Monday, June 25, 2018

Inviolate to the ravages of time

Is it because of some billowing whiteness within us, unsullied, inviolate, that our encounters with objects so pristine never fail to leave us moved?
The White Book, by Han Kang, is a difficult book to talk about. It's billed as fiction, but it reads like something between memoir and poetry. It's less book than art. Being so experimental in form, it is difficult to synthesize.

I read it about a month ago, in one sitting. I promptly forgot its details, but the mood of it washed over me and lingered. I revisited portions of it last week in preparation for book club discussion, but again the substance of it has washed away.

It's a beautiful book as object.
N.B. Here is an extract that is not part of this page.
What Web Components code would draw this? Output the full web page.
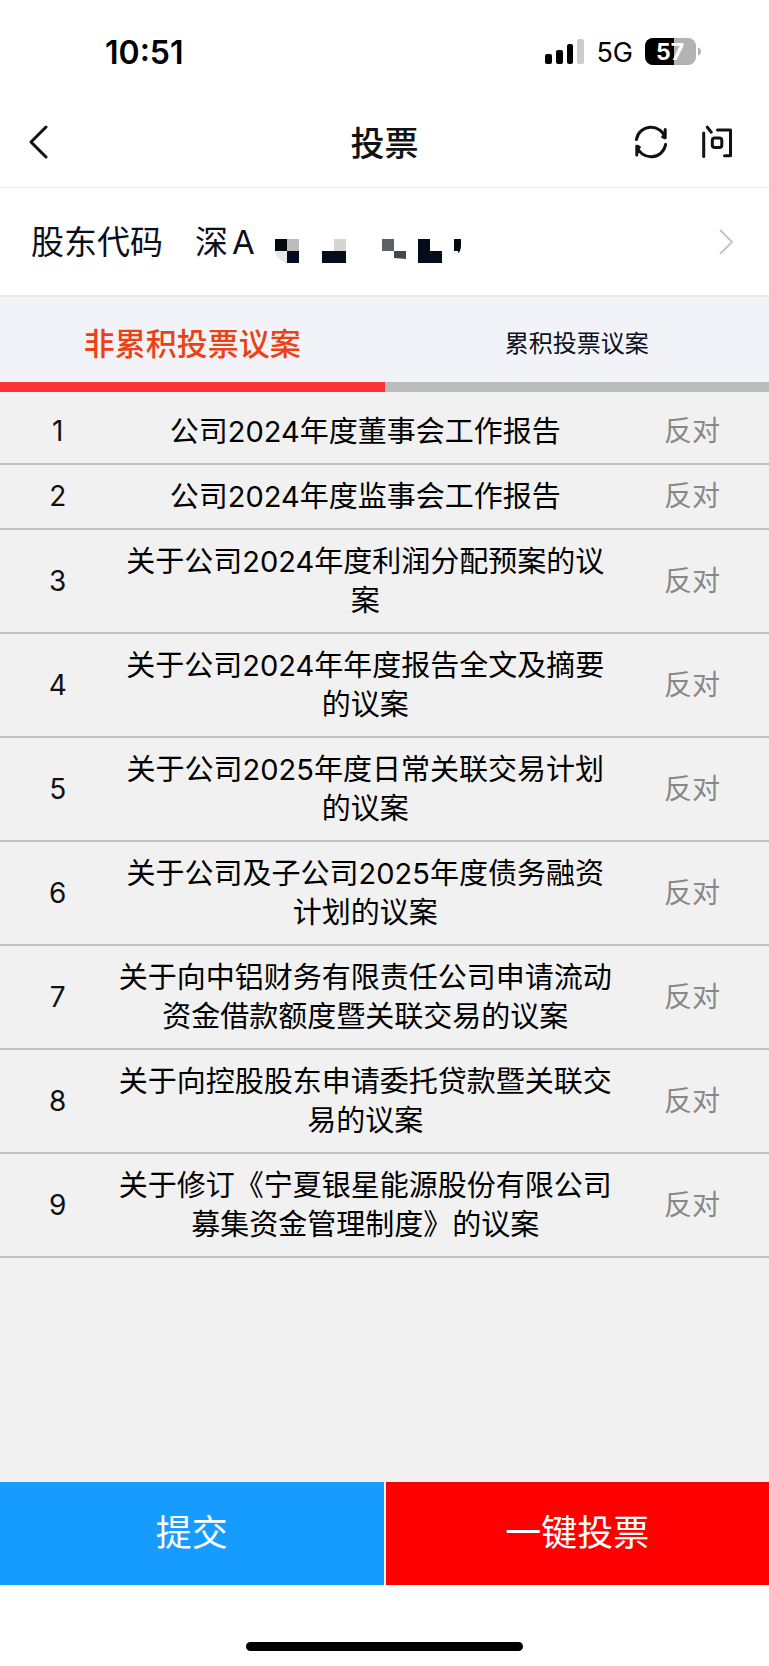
<!DOCTYPE html>
<html lang="zh-CN">
<head>
<meta charset="UTF-8">
<meta name="viewport" content="width=device-width, initial-scale=1">
<title>投票</title>
<style>
  body {
    margin: 0;
    background: #fff;
    font-family: Inter, "Noto Sans CJK SC", sans-serif;
    color: #000;
  }
</style>
</head>
<body>
<vote-app></vote-app>

<script>
class StatusBar extends HTMLElement {
  constructor() {
    super();
    this.attachShadow({ mode: 'open' });
    this.shadowRoot.innerHTML = `
      <style>
        :host {
          display: flex;
          align-items: center;
          justify-content: space-between;
          height: 104px;
          padding: 0 67px 0 105px;
          box-sizing: border-box;
        }
        time {
          font-size: 32px;
          font-weight: 600;
        }
        .right {
          display: flex;
          align-items: center;
          gap: 12px;
          font-size: 27px;
        }
        svg {
          display: block;
        }
      </style>
      <time>10:51</time>
      <div class="right">
        <svg width="39" height="26" viewBox="0 0 39 26" aria-hidden="true">
          <rect x="0" y="15" width="7" height="10" rx="2"/>
          <rect x="11" y="11" width="7" height="14" rx="2"/>
          <rect x="22" y="5" width="6" height="20" rx="2"/>
          <rect x="32" y="0" width="7" height="25" rx="2" fill="#ccc"/>
        </svg>
        <span>5G</span>
        <svg width="57" height="28" viewBox="0 0 57 28" role="img" aria-label="57%">
          <clipPath id="cell"><rect width="51" height="27" rx="8"/></clipPath>
          <g clip-path="url(#cell)">
            <rect width="51" height="27" fill="#b3b3b3"/>
            <rect width="29" height="27"/>
          </g>
          <path d="M53 9.500c4 1 4 7 0 8z" fill="#b3b3b3"/>
          <text x="25" y="22" text-anchor="middle" font-size="23" font-weight="700" fill="#fff">57</text>
        </svg>
      </div>
    `;
  }
}

class NavBar extends HTMLElement {
  constructor() {
    super();
    this.attachShadow({ mode: 'open' });
    this.shadowRoot.innerHTML = `
      <style>
        :host {
          display: grid;
          grid-template-columns: 1fr auto 1fr;
          align-items: center;
          height: 84px;
          padding: 0 0 8px;
          box-sizing: border-box;
          border-bottom: 1px solid #e8e8e8;
        }
        h1 {
          margin: 0;
          font-size: 34px;
          font-weight: 500;
          color: #111;
        }
        .back {
          justify-self: start;
          margin-left: 28px;
        }
        .actions {
          display: flex;
          justify-content: flex-end;
          gap: 32px;
          padding-right: 35px;
        }
        button {
          padding: 0;
          border: 0;
          background: none;
          color: #111;
          cursor: pointer;
        }
        svg {
          display: block;
          fill: none;
          stroke: currentColor;
          stroke-width: 3;
          stroke-linecap: round;
          stroke-linejoin: round;
        }
      </style>
      <button class="back" aria-label="返回">
        <svg width="22" height="34" viewBox="0 0 22 34"><path d="M18 2 3 17l15 15"/></svg>
      </button>
      <h1><slot></slot></h1>
      <div class="actions">
        <button aria-label="刷新">
          <svg width="34" height="34" viewBox="0 0 34 34">
            <path d="M2.400 14.500A14.800 14.800 0 0 1 31.200 12.800V4.600M31.200 12.800l-2.500-1"/>
            <path d="M31.600 19.500A14.800 14.800 0 0 1 2.800 21.200V30M2.800 21.200l2.500 1"/>
          </svg>
        </button>
        <button aria-label="问">
          <svg width="34" height="34" viewBox="0 0 34 34">
            <path d="M3.700 8v23.500M7.300 2.200l4 5M17.500 5h13v25.700h-6"/>
            <rect x="12.300" y="13" width="9.500" height="9.500" rx="2.500"/>
          </svg>
        </button>
      </div>
    `;
  }
}

class HolderCode extends HTMLElement {
  constructor() {
    super();
    this.attachShadow({ mode: 'open' });
    this.shadowRoot.innerHTML = `
      <style>
        :host {
          display: block;
          border-bottom: 2px solid #e8e8e8;
        }
        button {
          display: flex;
          align-items: center;
          width: 100%;
          height: 107px;
          padding: 0 35px 0 31px;
          border: 0;
          background: none;
          color: #0b0f1c;
          font: 33px/48px Inter, "Noto Sans CJK SC", sans-serif;
          cursor: pointer;
        }
        .label {
          margin-right: 32px;
        }
        .market {
          display: flex;
          gap: 4px;
          margin-right: 20px;
        }
        .arrow {
          margin-left: auto;
        }
        svg {
          display: block;
          flex: none;
        }
      </style>
      <button>
        <span class="label">股东代码</span>
        <span class="market"><slot></slot></span>
        <svg width="188" height="46" viewBox="0 -6 188 46" aria-hidden="true">
          <path fill="#030b12" d="M0 14h12v12H0zM179 14h7v6c0 4-1 7-3 8v-2h-4z"/>
          <path fill="#bcbcbf" d="M12 14h12v12H12z"/>
          <path fill="#e8e8e8" d="M0 26h12v12C6 36 1 33 0 26z"/>
          <path fill="#060a20" d="M12 26h12v12H12z"/>
          <path fill="#d5d5d5" d="M59 14h12v12H59z"/>
          <path fill="#050d1a" d="M47 26h24v12H47zM143 14h12v12h12v12h-24z"/>
          <path fill="#5e5f68" d="M107 14h12v12h-12z"/>
          <path fill="#45474e" d="M119 26h12v8l-12-1z"/>
        </svg>
        <svg class="arrow" width="16" height="28" viewBox="0 0 16 28" fill="none" stroke="#c4c4c4" stroke-width="2" aria-hidden="true">
          <path d="M2 2l12 12L2 26"/>
        </svg>
      </button>
    `;
  }
}

class VoteTabs extends HTMLElement {
  constructor() {
    super();
    this.attachShadow({ mode: 'open' });
    this.shadowRoot.innerHTML = `
      <style>
        :host {
          display: flex;
        }
        button {
          flex: 1;
          height: 95px;
          padding: 8px 0 0;
          border: 0;
          border-bottom: 10px solid #babdbc;
          background: #f2f3f8;
          color: #0b0f1c;
          font: 24px/36px Inter, "Noto Sans CJK SC", sans-serif;
          cursor: pointer;
        }
        button[aria-selected="true"] {
          border-color: #ff3333;
          color: #ea4215;
          font-size: 31px;
          font-weight: 500;
        }
      </style>
      <button role="tab" aria-selected="true">非累积投票议案</button>
      <button role="tab" aria-selected="false">累积投票议案</button>
    `;
    this.shadowRoot.querySelectorAll('button').forEach((tab) => {
      tab.addEventListener('click', () => this.select(tab));
    });
  }

  select(tab) {
    this.shadowRoot.querySelectorAll('button').forEach((item) => {
      item.setAttribute('aria-selected', String(item === tab));
    });
  }
}

class ProposalList extends HTMLElement {
  constructor() {
    super();
    this.attachShadow({ mode: 'open' });
    this.proposals = [
      '公司2024年度董事会工作报告',
      '公司2024年度监事会工作报告',
      '关于公司2024年度利润分配预案的议案',
      '关于公司2024年年度报告全文及摘要的议案',
      '关于公司2025年度日常关联交易计划的议案',
      '关于公司及子公司2025年度债务融资计划的议案',
      '关于向中铝财务有限责任公司申请流动资金借款额度暨关联交易的议案',
      '关于向控股股东申请委托贷款暨关联交易的议案',
      '关于修订《宁夏银星能源股份有限公司募集资金管理制度》的议案',
    ];
    this.render();
  }

  render() {
    const rows = this.proposals
      .map((title, index) => `
        <tr>
          <td>${index + 1}</td>
          <td class="title">${title}</td>
          <td class="vote">反对</td>
        </tr>`)
      .join('');
    this.shadowRoot.innerHTML = `
      <style>
        :host {
          display: block;
          padding-top: 8px;
          background: #f1f1f1;
        }
        table {
          width: 100%;
          table-layout: fixed;
          border-spacing: 0;
          font-size: 28px;
          line-height: 39px;
          text-align: center;
        }
        .no {
          width: 15%;
        }
        .choice {
          width: 20%;
        }
        td {
          padding: 12px 0;
          border-bottom: 2px solid #c2c2c2;
          color: #111;
        }
        td.title {
          color: #000;
          font-size: 29px;
        }
        td.vote {
          color: #888;
        }
      </style>
      <table>
        <colgroup><col class="no"><col><col class="choice"></colgroup>
        <tbody>${rows}</tbody>
      </table>
    `;
  }
}

class ActionBar extends HTMLElement {
  constructor() {
    super();
    this.attachShadow({ mode: 'open' });
    this.shadowRoot.innerHTML = `
      <style>
        :host {
          display: flex;
          gap: 2px;
          background: #f1f1f1;
        }
        button {
          flex: 1;
          height: 103px;
          padding: 0 0 2px;
          border: 0;
          color: #fff;
          font: 36px/54px Inter, "Noto Sans CJK SC", sans-serif;
          cursor: pointer;
        }
        .submit {
          background: #169cff;
        }
        .quick {
          background: #ff0000;
        }
      </style>
      <button class="submit">提交</button>
      <button class="quick">一键投票</button>
    `;
  }
}

class VoteApp extends HTMLElement {
  constructor() {
    super();
    this.attachShadow({ mode: 'open' });
    this.shadowRoot.innerHTML = `
      <style>
        :host {
          display: flex;
          flex-direction: column;
          min-height: 100vh;
        }
        proposal-list {
          flex: 1;
        }
        .home {
          display: flex;
          align-items: flex-end;
          justify-content: center;
          height: 81px;
          padding-bottom: 15px;
          box-sizing: border-box;
        }
        .home span {
          width: 36%;
          height: 9px;
          border-radius: 5px;
          background: #000;
        }
      </style>
      <status-bar></status-bar>
      <nav-bar>投票</nav-bar>
      <holder-code><span>深</span><span>A</span></holder-code>
      <vote-tabs role="tablist"></vote-tabs>
      <proposal-list></proposal-list>
      <action-bar></action-bar>
      <div class="home"><span></span></div>
    `;
  }
}

customElements.define('status-bar', StatusBar);
customElements.define('nav-bar', NavBar);
customElements.define('holder-code', HolderCode);
customElements.define('vote-tabs', VoteTabs);
customElements.define('proposal-list', ProposalList);
customElements.define('action-bar', ActionBar);
customElements.define('vote-app', VoteApp);
</script>
</body>
</html>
It's crisp, stark. French flaps. White space. Blank pages. Black and white photos (greyscale, really).

On the whole it leaves me cold (like frost). It's sterile and antiseptic (like salt).
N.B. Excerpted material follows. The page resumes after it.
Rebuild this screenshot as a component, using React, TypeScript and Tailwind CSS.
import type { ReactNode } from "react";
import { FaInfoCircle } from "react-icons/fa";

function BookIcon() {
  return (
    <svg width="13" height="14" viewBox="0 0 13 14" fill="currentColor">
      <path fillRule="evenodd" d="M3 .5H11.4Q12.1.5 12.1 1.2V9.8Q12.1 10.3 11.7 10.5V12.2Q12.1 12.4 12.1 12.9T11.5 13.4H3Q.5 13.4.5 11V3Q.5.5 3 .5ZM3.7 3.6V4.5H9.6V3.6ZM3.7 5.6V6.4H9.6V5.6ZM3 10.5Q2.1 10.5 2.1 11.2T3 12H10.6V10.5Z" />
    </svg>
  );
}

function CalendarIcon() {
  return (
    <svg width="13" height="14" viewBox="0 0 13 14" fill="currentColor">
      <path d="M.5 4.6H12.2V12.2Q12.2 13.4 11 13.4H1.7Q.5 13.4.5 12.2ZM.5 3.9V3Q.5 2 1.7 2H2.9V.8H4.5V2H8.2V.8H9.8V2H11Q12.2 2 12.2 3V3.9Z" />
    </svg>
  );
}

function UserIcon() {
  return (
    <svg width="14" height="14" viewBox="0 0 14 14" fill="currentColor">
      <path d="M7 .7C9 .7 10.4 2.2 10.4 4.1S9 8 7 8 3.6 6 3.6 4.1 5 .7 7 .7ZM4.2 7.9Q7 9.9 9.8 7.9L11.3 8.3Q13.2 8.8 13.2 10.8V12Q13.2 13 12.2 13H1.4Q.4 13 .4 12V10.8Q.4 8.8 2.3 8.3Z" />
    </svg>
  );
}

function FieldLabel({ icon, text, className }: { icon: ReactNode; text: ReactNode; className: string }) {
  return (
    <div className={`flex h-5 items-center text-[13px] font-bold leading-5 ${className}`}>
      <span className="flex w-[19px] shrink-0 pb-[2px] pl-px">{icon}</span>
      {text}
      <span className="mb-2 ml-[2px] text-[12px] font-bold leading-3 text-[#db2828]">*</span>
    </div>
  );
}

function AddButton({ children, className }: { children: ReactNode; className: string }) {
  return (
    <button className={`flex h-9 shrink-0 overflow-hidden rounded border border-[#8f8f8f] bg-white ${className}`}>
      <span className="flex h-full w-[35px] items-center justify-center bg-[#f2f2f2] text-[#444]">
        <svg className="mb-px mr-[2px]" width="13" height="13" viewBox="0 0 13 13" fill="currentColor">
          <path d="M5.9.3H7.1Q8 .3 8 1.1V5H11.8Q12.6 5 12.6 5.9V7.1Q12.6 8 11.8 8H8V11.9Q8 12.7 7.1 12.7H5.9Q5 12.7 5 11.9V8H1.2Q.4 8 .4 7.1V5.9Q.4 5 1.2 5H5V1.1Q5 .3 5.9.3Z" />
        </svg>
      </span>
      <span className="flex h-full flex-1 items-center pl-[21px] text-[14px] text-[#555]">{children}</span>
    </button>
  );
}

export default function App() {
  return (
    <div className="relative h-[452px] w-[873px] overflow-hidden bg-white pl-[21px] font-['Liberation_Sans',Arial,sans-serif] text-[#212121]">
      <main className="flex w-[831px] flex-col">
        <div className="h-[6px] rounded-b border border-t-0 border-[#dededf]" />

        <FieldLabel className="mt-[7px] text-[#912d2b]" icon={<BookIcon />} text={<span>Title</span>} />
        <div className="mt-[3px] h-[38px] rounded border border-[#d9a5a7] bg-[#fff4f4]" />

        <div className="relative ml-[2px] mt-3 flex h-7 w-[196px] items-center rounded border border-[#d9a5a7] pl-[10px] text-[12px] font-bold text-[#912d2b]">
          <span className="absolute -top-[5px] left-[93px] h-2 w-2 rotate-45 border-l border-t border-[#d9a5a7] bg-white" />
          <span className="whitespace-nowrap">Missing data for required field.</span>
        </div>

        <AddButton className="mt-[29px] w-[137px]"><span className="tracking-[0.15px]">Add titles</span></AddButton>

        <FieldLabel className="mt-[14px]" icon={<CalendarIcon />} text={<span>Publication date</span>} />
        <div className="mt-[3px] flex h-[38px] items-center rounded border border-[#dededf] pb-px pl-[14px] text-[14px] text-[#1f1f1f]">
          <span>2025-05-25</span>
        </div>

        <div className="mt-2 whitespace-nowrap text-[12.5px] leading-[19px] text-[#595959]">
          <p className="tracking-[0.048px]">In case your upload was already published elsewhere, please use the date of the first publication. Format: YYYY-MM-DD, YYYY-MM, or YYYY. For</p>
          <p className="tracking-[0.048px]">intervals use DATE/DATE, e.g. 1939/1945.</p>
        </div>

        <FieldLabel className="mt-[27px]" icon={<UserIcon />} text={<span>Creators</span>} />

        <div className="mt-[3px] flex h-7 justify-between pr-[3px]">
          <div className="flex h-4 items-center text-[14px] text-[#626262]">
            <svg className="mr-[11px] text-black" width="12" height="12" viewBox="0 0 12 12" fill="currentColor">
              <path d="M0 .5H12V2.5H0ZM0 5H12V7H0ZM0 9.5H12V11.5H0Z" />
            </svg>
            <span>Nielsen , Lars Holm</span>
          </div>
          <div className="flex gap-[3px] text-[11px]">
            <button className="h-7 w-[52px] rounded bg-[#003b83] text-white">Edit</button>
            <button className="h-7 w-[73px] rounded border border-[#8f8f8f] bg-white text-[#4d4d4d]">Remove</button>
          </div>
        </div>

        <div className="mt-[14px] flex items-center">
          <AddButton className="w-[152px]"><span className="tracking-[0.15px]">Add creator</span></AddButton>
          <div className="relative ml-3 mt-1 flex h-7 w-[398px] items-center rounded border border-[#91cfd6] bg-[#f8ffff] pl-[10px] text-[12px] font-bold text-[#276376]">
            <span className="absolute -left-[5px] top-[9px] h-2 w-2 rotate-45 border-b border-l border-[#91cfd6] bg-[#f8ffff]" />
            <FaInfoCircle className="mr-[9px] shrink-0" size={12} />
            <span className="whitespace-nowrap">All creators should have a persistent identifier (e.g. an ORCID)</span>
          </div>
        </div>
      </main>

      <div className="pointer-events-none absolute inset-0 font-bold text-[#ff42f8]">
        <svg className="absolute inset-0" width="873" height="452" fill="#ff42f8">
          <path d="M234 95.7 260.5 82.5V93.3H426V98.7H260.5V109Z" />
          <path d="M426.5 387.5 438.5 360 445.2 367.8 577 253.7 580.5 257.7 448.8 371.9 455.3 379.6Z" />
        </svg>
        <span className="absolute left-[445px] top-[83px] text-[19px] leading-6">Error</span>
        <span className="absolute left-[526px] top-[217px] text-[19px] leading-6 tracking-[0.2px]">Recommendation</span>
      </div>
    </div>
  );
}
It starts off as a formal exercise, a list of white things. I expect a meditation on whiteness and its associations (a philosophical inquiry à la William H Gass). I am relieved that there is no discussion of race, but other bookclub participants are outraged that there is no discussion of race; how could anyone call their book "The White Book" and not at least acknowledge the issue of race?

The narrator walks through a foreign city. The city is never named. The very first review of this book that I read identified the city; in fact this knowledge piqued my interest in the book. It's a city that I know, and that I don't particularly like. I wonder if I would've been able to identify the city without having been told. I think so. It's a city that was destroyed and rebuilt. It looks old, but it's brand new. It feels... disconnected.

The story, such as it is, is about the narrator's older sister, whom she never met. (Or it is about her relationship with her older sister.) The baby had lived only an hour or so. The heart and soul of the book is the narrator's imagining of her non-sister's non-life. It is a life reconstructed, resurrected; but it's not the real thing. Her sister is a kind of ghost, realized in this city of ghosts.

Whiteness tends toward innocence, purity, peace, and hope. Also blankness, a kind of neutrality. White is all colour.

The narrator has migraines. So do I. I was the only one in our discussion group who has migraines. Statistically, I thought there'd be one more. "I concentrate on simply enduring the pain, sensing time's discrete drops as razor-sharp gemstones, grazing my fingertips." White pain, like white noise.
Clean, cold light that had bathed her eyes, scouring her mind of all memory.
The book's whiteness is punctuated with colour: a bead of blood, red brick wall, black earth's reflection, the blue tinge of a sluggish dawn, a gunmetal sea.

Fog: "can we really call it white? That vast soundless ululation between this world and the next, each cold water molecule formed of drenched black darkness." Is translucence white?
Blizzard: "This vanishing fragility, this oppressive weight of beauty."
Bed linen: "Your sleep is clean, and the fact of your living is nothing to be ashamed of."
Laughing whitely: "Laughter that is faint, cheerless, its cleanness easily shattered. And the face that forms it."
Bones: "That human beings are also constructed of something other than flesh and muscle seemed to her like a strange stroke of luck."

This book will not advance your understanding of whiteness. It may or may not have achieved any resolution of memory, or guilt, or writer's block.

The end inspires some hopefulness, that all will be whiteness (all will be all colours?), that the narrator will see clearly with her non-sister's eyes. It confirms connection through detachment.

This book is not a story, it's an experience.

Reviews
Asian Review of Books
The Irish Times
There are certain memories which remain inviolate to the ravages of time. And to those of suffering. It is not true that everything is coloured by time and suffering. It is not true that they bring everything to ruin.